Now the team wants a directional test:

Does Version B strictly increase user engagement?

Hypotheses

\[H_0: \mu_B \le \mu_A\]
\[H_1: \mu_B > \mu_A\]

Given

Same data as Example 1:

  • \(n_A = 800\), \(\bar{x}_A = 12.5\), \(s_A = 6.2\)
  • \(n_B = 850\), \(\bar{x}_B = 13.4\), \(s_B = 6.8\)

Test Statistic

\[ t = \frac{\bar{x}_A - \bar{x}_B}{\sqrt{\frac{s_A^2}{n_A} + \frac{s_B^2}{n_B}}} \]

Interpretation (Right-Tailed Test)

  • Test statistic: \(t = -2.93\)
  • Critical value: \(t_{0.95, df} = 1.645\)
  • p-value: \(p = 0.998\)

Decision

We fail to reject \(H_0\).

Conclusion

There is no evidence that Version B increases user engagement.

Two Sample t-Test | Left-Tailed Test

Does Variant B reduce app load time?

Load time is a negative metric: smaller = better.

Hypotheses

\[H_0: \mu_B \ge \mu_A\]
\[H_1: \mu_B < \mu_A\]

Given

  • Version A: \(\bar{x}_A = 3.2\) sec, \(s_A = 1.4\), \(n_A = 600\)
  • Version B: \(\bar{x}_B = 2.9\) sec, \(s_B = 1.3\), \(n_B = 620\)

Test Statistic

\[ t = \frac{\bar{x}_A - \bar{x}_B}{\sqrt{s_A^2/n_A + sB^2/n_B}} \]

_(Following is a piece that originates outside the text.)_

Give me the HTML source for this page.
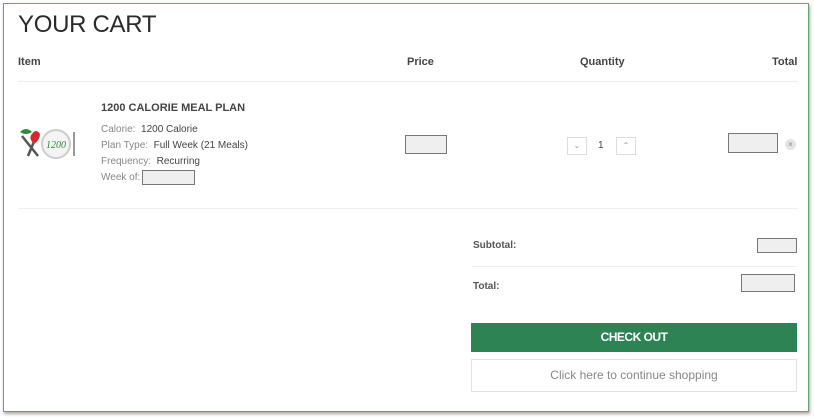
<!DOCTYPE html>
<html><head><meta charset="utf-8"><style>
*{margin:0;padding:0;box-sizing:border-box}
body{width:814px;height:417px;background:#fff;font-family:"Liberation Sans",sans-serif;position:relative;overflow:hidden;color:#333}
.frame{position:absolute;left:3px;top:3px;width:806px;height:409px;border:1px solid #5fa56f;box-shadow:1px 2px 3px rgba(0,0,0,.35)}
.a{position:absolute}
h1{position:absolute;left:18px;top:11px;font-size:24px;font-weight:normal;color:#2a2a2a;letter-spacing:-0.3px}
.th{font-size:11px;font-weight:bold;color:#444;top:56px}
.line{position:absolute;height:1px;background:#eee}
.lbl{font-size:10px;color:#888}
.lbl b{font-weight:normal;color:#444}
.box{position:absolute;border:1px solid #777;background:#efefef}
.qb{position:absolute;width:20px;height:18px;border:1px solid #ddd;font-size:8px;color:#999;text-align:center;line-height:16px}
</style></head><body>
<div class="frame"></div>
<h1>YOUR CART</h1>
<div class="a th" style="left:18px">Item</div>
<div class="a th" style="left:407px">Price</div>
<div class="a th" style="left:580px">Quantity</div>
<div class="a th" style="left:772px">Total</div>
<div class="line" style="left:18px;top:81px;width:780px"></div>
<svg class="a" style="left:18px;top:126px" width="64" height="36" viewBox="0 0 64 36">
<path d="M4 10 L20 30 M20 6 L10 30" stroke="#555" stroke-width="2.5"/>
<path d="M2 6 Q8 0 14 6 Q8 10 2 6Z" fill="#2e8b3e"/>
<path d="M14 8 Q18 2 22 8 Q22 14 16 18 Q10 12 14 8Z" fill="#d62a2a"/>
<circle cx="38" cy="18" r="14" fill="#f4f4f4" stroke="#ccc" stroke-width="2"/>
<text x="38" y="22" font-size="10" font-style="italic" fill="#2e8b3e" text-anchor="middle" font-family="Liberation Serif,serif">1200</text>
<rect x="55" y="6" width="2" height="24" fill="#999"/>
</svg>
<div class="a" style="left:101px;top:102px;font-size:11px;font-weight:bold;color:#444">1200 CALORIE MEAL PLAN</div>
<div class="a lbl" style="left:101px;top:124px">Calorie:&nbsp; <b>1200 Calorie</b></div>
<div class="a lbl" style="left:101px;top:140px">Plan Type:&nbsp; <b>Full Week (21 Meals)</b></div>
<div class="a lbl" style="left:101px;top:156px">Frequency:&nbsp; <b>Recurring</b></div>
<div class="a lbl" style="left:101px;top:172px">Week of:</div>
<div class="box" style="left:142px;top:170px;width:53px;height:15px"></div>
<div class="box" style="left:405px;top:135px;width:42px;height:19px"></div>
<div class="qb" style="left:567px;top:137px">&#8964;</div>
<div class="a" style="left:598px;top:140px;font-size:10px;color:#444">1</div>
<div class="qb" style="left:616px;top:137px">&#8963;</div>
<div class="box" style="left:728px;top:133px;width:50px;height:20px"></div>
<div class="a" style="left:785px;top:139px;width:11px;height:11px;border-radius:50%;background:#e4e4e4;color:#888;font-size:8px;text-align:center;line-height:11px">×</div>
<div class="line" style="left:18px;top:208px;width:780px"></div>
<div class="a" style="left:473px;top:240px;font-size:10px;font-weight:bold;color:#555">Subtotal:</div>
<div class="box" style="left:757px;top:238px;width:40px;height:15px"></div>
<div class="line" style="left:472px;top:266px;width:325px"></div>
<div class="a" style="left:473px;top:281px;font-size:10px;font-weight:bold;color:#555">Total:</div>
<div class="box" style="left:741px;top:274px;width:54px;height:18px"></div>
<div class="a" style="left:471px;top:323px;width:326px;height:29px;background:#2d8354;color:#fff;font-size:12px;font-weight:bold;text-align:center;line-height:29px;letter-spacing:-0.5px">CHECK OUT</div>
<div class="a" style="left:471px;top:359px;width:326px;height:33px;border:1px solid #e2e2e2;color:#888;font-size:12px;text-align:center;line-height:31px">Click here to continue shopping</div>
</body></html>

Interpretation (Left-Tailed Test)

  • Test statistic: \(t = -4.37\)
  • Critical value: \(t_{0.05, df} = -1.645\)
  • p-value: \(p \approx 0.0000\)

Decision

We reject \(H_0\).

Conclusion

There is strong evidence that Version B reduces app load time.


Combined Summary Table

Test Type Scenario Hypotheses Test Statistic Critical Value(s) p-Value Decision Interpretation
Two-Tailed Difference between App A and App B \(H_0:\mu_A=\mu_B\)
\(H_1:\mu_A\ne\mu_B\)
\(t=-2.93\) \(\pm 1.96\) \(p=0.003\) Reject Engagement is significantly different between A and B.
Right-Tailed Does B increase engagement vs A? \(H_0:\mu_B\le\mu_A\)
\(H_1:\mu_B>\mu_A\)
\(t=-2.93\) \(t_{0.95}=1.645\) \(p=0.99\) Fail to reject No evidence that Version B increases engagement.
Left-Tailed Does B reduce app load time vs A? \(H_0:\mu_B\ge\mu_A\)
\(H_1:\mu_B<\mu_A\)
\(t=-4.37\) \(t_{0.05}=-1.645\) \(p\approx 0.0000\) Reject Version B significantly reduces app load time.